Still getting used to India’s chaos, Coach Calvert has a more colourful analogy. “It almost seems that he simply walked across the road in India and somehow didn’t get hit by a car. After my first session with the throwers in India, almost everyone was complaining about some ache or pain. Neeraj was good to go. At first I didn’t believe him but he was telling the truth. It’s nothing short of astounding,” he says. Speaking of Neeraj’s experience with box jumps, Calvert says the then 16-year-old shouldn’t have been training in that format to begin with. “Box jumps are only meant to be done by athletes who have already trained for six or more years at that point. It’s almost scary to think what Neeraj seems to have got away with,” he says.

Although he has only been training under the Australian for a week, Neeraj says he is willing to put his personal ideas aside and try Calvert’s regimen. While acknowledging the youngster’s innate talent, the Australian believes there is still some way to go. “Neeraj has some great movements but the bad ones are as bad as they get.

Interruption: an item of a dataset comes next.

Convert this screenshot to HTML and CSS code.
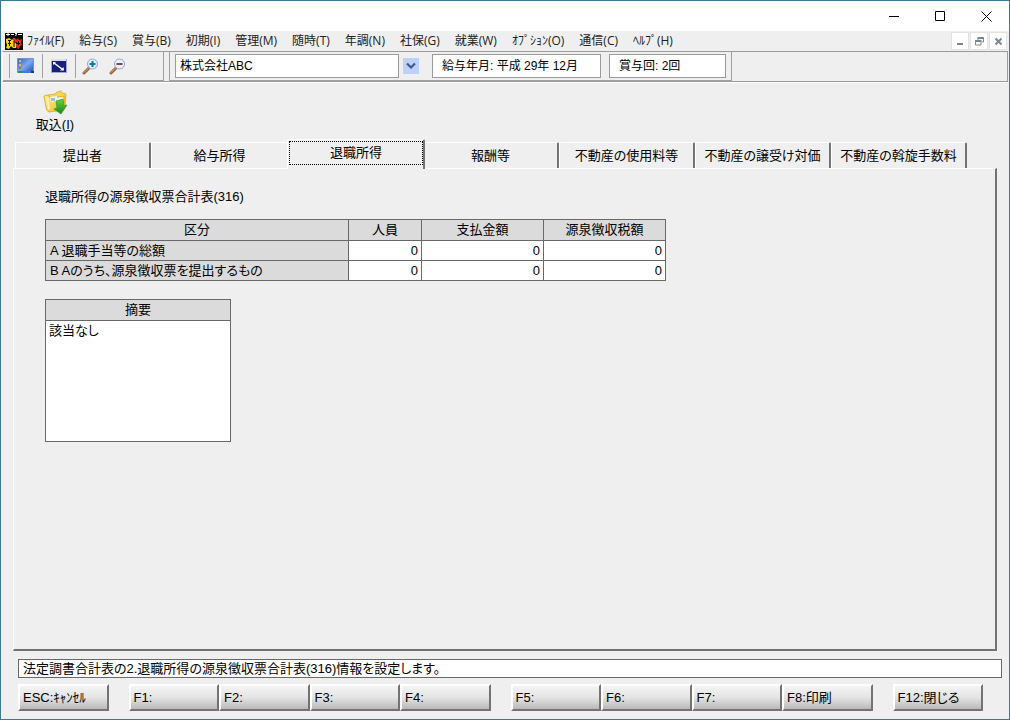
FILE: index.html
```html
<!DOCTYPE html>
<html lang="ja">
<head>
<meta charset="utf-8">
<title>退職所得の源泉徴収票合計表</title>
<link rel="stylesheet" href="styles.css">
</head>
<body>
<div class="window">
  <header class="titlebar">
    <button class="caption" type="button"><svg width="11" height="11" viewBox="0 0 11 11"><path d="M0 5.5h10"/></svg></button>
    <button class="caption" type="button"><svg width="11" height="11" viewBox="0 0 11 11"><path d="M.5.5h9v9h-9z"/></svg></button>
    <button class="caption" type="button"><svg width="11" height="11" viewBox="0 0 11 11"><path d="M.5.5l10 10M10.500.5l-10 10"/></svg></button>
  </header>

  <nav class="menubar">
    <svg class="app-icon" width="18" height="17" viewBox="0 0 18 17">
      <path fill="#080402" d="M0 0h18v17H0z"/>
      <path stroke="#fff" fill="none" d="M1 1.500h4M3 0v3M6 1.500h3M10 .5h2M10 2.500l2-1M13 1.500h4"/>
      <path fill="#ffd21c" d="M1 6l3-1 3 2 2-2 2 2-1 3 2 1-1 4H8l-2-2-2 3-3-1 1-3-1-3z"/>
      <path fill="#e52a0e" d="M8 6l2-1 1 2 2-2 1 2 3-1-1 4 1 2-2 1-1 3-2-1-1-3 1-3-3 1z"/>
      <path stroke="#080402" fill="none" d="M3 7.500h3M3 10.500h3M4.500 7v6M9 8v6M11 10.500h4M13.500 8v4"/>
    </svg>
    <button class="menu" type="button">ﾌｧｲﾙ(F)</button>
    <button class="menu" type="button">給与(S)</button>
    <button class="menu" type="button">賞与(B)</button>
    <button class="menu" type="button">初期(I)</button>
    <button class="menu" type="button">管理(M)</button>
    <button class="menu" type="button">随時(T)</button>
    <button class="menu" type="button">年調(N)</button>
    <button class="menu" type="button">社保(G)</button>
    <button class="menu" type="button">就業(W)</button>
    <button class="menu" type="button">ｵﾌﾟｼｮﾝ(O)</button>
    <button class="menu" type="button">通信(C)</button>
    <button class="menu" type="button">ﾍﾙﾌﾟ(H)</button>
    <div class="child-controls">
      <button class="child" type="button"><svg width="9" height="9" viewBox="0 0 9 9"><path fill="#7b8790" d="M1 6h6v2H1z"/></svg></button>
      <button class="child" type="button"><svg width="9" height="9" viewBox="0 0 9 9"><path fill="none" stroke="#7b8790" d="M3 3V1.500h5.500V5H7M.5 4.500H6V8H.5z"/><path fill="#7b8790" d="M2.500 0H9v2H2.500zM0 3h6.500v2H0z"/></svg></button>
      <button class="child" type="button"><svg width="9" height="9" viewBox="0 0 9 9"><path fill="none" stroke="#7b8790" stroke-width="2" d="M1.500 1.500l6 6M7.500 1.500l-6 6"/></svg></button>
    </div>
  </nav>

  <div class="toolbar">
    <div class="tools">
      <button class="tool boxed" type="button">
        <svg width="18" height="16" viewBox="0 0 18 16">
          <defs><linearGradient id="desk" x2="1" y2="1"><stop stop-color="#2a5fc2"/><stop offset=".5" stop-color="#7ea9ef"/><stop offset="1" stop-color="#1749ae"/></linearGradient></defs>
          <path fill="url(#desk)" stroke="#7592c9" d="M.5.5h16v14H.5z"/>
          <path fill="#d7ba62" d="M2 2h2v2H2zM2 6h2v2H2z"/><path fill="#c45c4a" d="M2 9h2v2H2z"/>
          <path fill="#2c9a3c" d="M1 13h4v2H1z"/><path fill="#4379d8" d="M5 13h9v2H5z"/><path fill="#123d8c" d="M14 13h3v2h-3z"/>
        </svg>
      </button>
      <button class="tool boxed" type="button">
        <svg width="16" height="14" viewBox="0 0 16 14">
          <path fill="#9fa6dc" d="M0 0h16v14H0z"/><path fill="#191e7d" d="M1 2h14v11H1z"/>
          <path fill="#d9def8" d="M0 0h15v2H0z"/>
          <path stroke="#fff" stroke-width="1.500" d="M3 4l8 6"/><path fill="#fff" d="M2 3h3L2 6zM13 11.500H9l3.500-3.500z"/>
        </svg>
      </button>
      <button class="tool" type="button">
        <svg width="17" height="17" viewBox="0 0 17 17">
          <path stroke="#9b603b" stroke-width="3" stroke-linecap="round" d="M2 15l5-5"/><path stroke="#e4a577" stroke-linecap="round" d="M2 14.500l5-5"/>
          <circle cx="10.500" cy="6" r="5" fill="#dff2ff" stroke="#8ea4d4"/>
          <path stroke="#1671a8" stroke-width="2" d="M7.500 6h6M10.500 3v6"/>
        </svg>
      </button>
      <button class="tool" type="button">
        <svg width="17" height="17" viewBox="0 0 17 17">
          <path stroke="#9b603b" stroke-width="3" stroke-linecap="round" d="M2 15l5-5"/><path stroke="#e4a577" stroke-linecap="round" d="M2 14.500l5-5"/>
          <circle cx="10.500" cy="6" r="5" fill="#e9f1ff" stroke="#8ea4d4"/>
          <path stroke="#913d3b" stroke-width="2" d="M7.500 6h6"/>
        </svg>
      </button>
    </div>
    <div class="fields">
      <select class="field company" aria-label="会社"><option>株式会社ABC</option></select>
      <span class="drop"><svg width="10" height="8" viewBox="0 0 10 8"><path fill="none" stroke="#40598c" stroke-width="2.200" d="M1 1.500l4 4 4-4"/></svg></span>
      <div class="field month">給与年月: 平成 29年 12月</div>
      <div class="field bonus">賞与回: 2回</div>
    </div>
  </div>

  <main class="content">
    <button class="import" type="button">
      <svg width="25" height="25" viewBox="0 0 25 25">
        <defs>
          <linearGradient id="folder" x2="1" y2="1"><stop stop-color="#fff0a0"/><stop offset="1" stop-color="#eeb513"/></linearGradient>
          <linearGradient id="arrow" x2="0" y2="1"><stop stop-color="#69d044"/><stop offset="1" stop-color="#18891d"/></linearGradient>
        </defs>
        <path fill="#f7d554" stroke="#e2b63c" d="M5 5l7-1 2-2 4-1 1 2 4 1-1 13-14 2z"/>
        <path fill="url(#folder)" stroke="#e6b32f" d="M1 6l4-1 2 3 15-2-1 14-15 2q-3-1-3-5z"/>
        <path fill="#eef7fb" d="M7 7l7-1v2l6-1v3L8 12z"/>
        <path fill="#8cc4e8" d="M8 8h4v3H8z"/>
        <path fill="#fff3b1" d="M3 8l2-1 2 12-2 1z"/>
        <path fill="url(#arrow)" stroke="#2f9a2b" stroke-width=".7" d="M13 11l7-2 1 7 3-1-6 9-7-5 3-1z"/>
      </svg>
      <span>取込(<u>I</u>)</span>
    </button>

    <div class="tabs" role="tablist">
      <button class="tab" role="tab" type="button">提出者</button>
      <button class="tab" role="tab" type="button">給与所得</button>
      <button class="tab selected" role="tab" type="button" aria-selected="true"><span class="focus">退職所得</span></button>
      <button class="tab" role="tab" type="button">報酬等</button>
      <button class="tab" role="tab" type="button">不動産の使用料等</button>
      <button class="tab" role="tab" type="button">不動産の譲受け対価</button>
      <button class="tab" role="tab" type="button">不動産の斡旋手数料</button>
    </div>

    <section class="panel">
      <h1 class="heading">退職所得の源泉徴収票合計表(316)</h1>
      <table class="totals">
        <thead>
          <tr><th class="kind">区分</th><th class="people" id="people">人員</th><th class="money" id="paid">支払金額</th><th class="money" id="tax">源泉徴収税額</th></tr>
        </thead>
        <tbody>
          <tr><th class="row-name" id="row-a">A 退職手当等の総額</th>
            <td><input value="0" aria-labelledby="row-a people"></td><td><input value="0" aria-labelledby="row-a paid"></td><td><input value="0" aria-labelledby="row-a tax"></td></tr>
          <tr><th class="row-name" id="row-b">B Aのうち、源泉徴収票を提出するもの</th>
            <td><input value="0" aria-labelledby="row-b people"></td><td><input value="0" aria-labelledby="row-b paid"></td><td><input value="0" aria-labelledby="row-b tax"></td></tr>
        </tbody>
      </table>
      <div class="summary">
        <label class="summary-title" for="summary">摘要</label>
        <textarea class="summary-text" id="summary" rows="6">該当なし</textarea>
      </div>
    </section>
  </main>

  <footer class="footer">
    <div class="status">法定調書合計表の2.退職所得の源泉徴収票合計表(316)情報を設定します。</div>
    <div class="keys">
      <button class="key" type="button">ESC:ｷｬﾝｾﾙ</button>
      <div class="key-group">
        <button class="key" type="button">F1:</button><button class="key" type="button">F2:</button><button class="key" type="button">F3:</button><button class="key" type="button">F4:</button>
      </div>
      <div class="key-group">
        <button class="key" type="button">F5:</button><button class="key" type="button">F6:</button><button class="key" type="button">F7:</button><button class="key" type="button">F8:印刷</button>
      </div>
      <button class="key" type="button">F12:閉じる</button>
    </div>
  </footer>
</div>
</body>
</html>
```
FILE: styles.css
```css
* { box-sizing: border-box; }

body {
  margin: 0;
  background: #efefef;
  color: #000;
  font: 13px/20px "Liberation Sans", "Noto Sans CJK JP", sans-serif;
  font-feature-settings: "palt";
}

button, input, select, textarea {
  margin: 0;
  padding: 0;
  border: 0;
  border-radius: 0;
  background: none;
  color: inherit;
  font: inherit;
  font-feature-settings: inherit;
}

svg { display: block; }

.window {
  display: flex;
  flex-direction: column;
  min-height: 100vh;
  border: 1px solid #3f7896;
}

.titlebar {
  display: flex;
  justify-content: flex-end;
  height: 30px;
  background: #fff;
}

.caption {
  display: grid;
  place-items: center;
  width: 46px;
}

.caption path {
  fill: none;
  stroke: #000;
}

.menubar {
  display: flex;
  align-items: center;
  gap: 15px;
  height: 20px;
  padding: 0 2px 0 4px;
  font: 12px/18px "Open Sans", "Noto Sans CJK JP", sans-serif;
  color: #222;
  white-space: nowrap;
}

.app-icon { margin-right: -11px; }

.child-controls {
  display: flex;
  gap: 1px;
  margin-left: auto;
}

.child {
  display: grid;
  place-items: center;
  width: 18px;
  height: 18px;
  border: 1px solid #e2e2e2;
  background: #fff;
}

.toolbar {
  display: flex;
  height: 31px;
  margin: 0 1px;
  border: 1px solid #9b9b9b;
  border-left-color: #fff;
  box-shadow: 0 1px #fff;
}

.tools, .fields {
  display: flex;
  align-items: center;
  border-right: 1px solid #a0a0a0;
  border-bottom: 1px solid #a0a0a0;
}

.tools {
  width: 161px;
  padding-left: 6px;
}

.tool {
  display: grid;
  place-items: center;
  width: 24px;
  height: 24px;
}

.boxed {
  width: 33px;
  border-left: 1px solid #a0a0a0;
}

.boxed + .tool:not(.boxed) {
  width: 30px;
  border-left: 1px solid #a0a0a0;
}

.fields {
  gap: 4px;
  margin-left: 5px;
  padding: 0 5px;
  border-left: 1px solid #a0a0a0;
}

.field {
  height: 24px;
  padding: 0 9px;
  border: 1px solid #9b9b9b;
  background: #fff;
  font-size: 12px;
  line-height: 22px;
  white-space: pre;
}

.company {
  width: 224px;
  padding: 0 4px;
  appearance: none;
}

.drop {
  display: grid;
  place-items: center;
  width: 16px;
  height: 16px;
  background: #bed0fa;
}

.month {
  width: 169px;
  margin-left: 9px;
}

.bonus {
  width: 117px;
  margin-left: 4px;
}

.content {
  display: flex;
  flex: 1;
  flex-direction: column;
  padding: 8px 12px 0;
}

.import {
  display: grid;
  justify-items: center;
  align-self: flex-start;
  width: 60px;
  margin-left: 12px;
  line-height: 20px;
}

.tabs {
  display: grid;
  grid-template-columns: repeat(7, 1fr);
  align-items: end;
  margin-top: 4px;
  padding: 0 30px 0 2px;
}

.tab {
  height: 26px;
  border: 1px solid #fff;
  border-right: 2px solid #737373;
  border-bottom: 0;
  border-radius: 2px 2px 0 0;
  line-height: 20px;
  white-space: nowrap;
}

.tab:has(+ .selected) { border-right: 0; }

.selected {
  z-index: 1;
  height: 30px;
  margin: 0 -2px -1px 0;
  padding: 1px 0 4px 1px;
  background: #efefef;
}

.focus {
  display: block;
  border: 1px dotted #000;
  line-height: 22px;
}

.panel {
  flex: 1;
  padding: 18px 31px;
  border: 1px solid #fff;
  border-right: 2px solid #737373;
  border-bottom: 2px solid #737373;
}

.heading {
  margin: 0 0 12px;
  font-size: 13px;
  font-weight: normal;
  line-height: 20px;
}

.totals {
  border-collapse: collapse;
  border: 1px solid #696969;
  line-height: 19px;
}

.totals th, .totals td {
  height: 20px;
  padding: 0;
  border: 1px solid #696969;
  background: #dbdbdb;
  font-weight: normal;
}

.totals thead { line-height: 20px; }

.totals td { background: #fff; }

.totals .row-name {
  padding-left: 4px;
  text-align: left;
}

.kind { width: 303px; }
.people { width: 73px; }
.money { width: 122px; }

.totals input {
  display: block;
  width: 100%;
  padding-right: 3px;
  text-align: right;
}

.summary {
  width: 186px;
  margin-top: 18px;
  border: 1px solid #696969;
}

.summary-title {
  display: block;
  border-bottom: 1px solid #696969;
  background: #dbdbdb;
  text-align: center;
}

.summary-text {
  display: block;
  width: 100%;
  padding: 0 3px;
  background: #fff;
  line-height: 20px;
  resize: none;
  overflow: hidden;
}

.footer { padding: 8px 7px 8px 17px; }

.status {
  height: 19px;
  padding: 0 4px;
  border: 1px solid #696969;
  background: #fff;
  line-height: 17px;
}

.keys {
  display: grid;
  grid-template-columns: 1fr 4fr 4fr 1fr;
  gap: 20px;
  margin-top: 6px;
  padding-right: 19px;
}

.key {
  min-width: 0;
  height: 27px;
  padding: 0 3px;
  border: 2px solid #fff;
  border-right-color: #737373;
  border-bottom-color: #737373;
  background: linear-gradient(#f4f4f4, #e4e4e4 50%, #b9b9b9);
  text-align: left;
  white-space: nowrap;
}

.key-group {
  display: grid;
  grid-template-columns: repeat(4, 1fr);
}
```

He is actively using his right side and he has a nice lean back action but he needs to work his driving leg a lot more,” he says.

The Australian thinks the fact that he hasn’t had a specialist coach until now may be a boon. “If he has never been taught a bad ideas, it’s easy to learn good ones. He is like a dry sponge, eager to learn all he can,” he says. Indeed Calvert is willing to bet big on the youngster who will next compete in the Federation Cup in April and then the World Juniors in July. Indeed allowing himself to dream, Calvert thinks Neeraj could go even higher. “In the last one year, Neeraj has made astronomical improvement. But I don’t think it should stop. The best guys in the youth categories, kept improving. There’s no reason, why he shouldn’t. In a year, with a bit of luck, he could be throwing something special,” he says.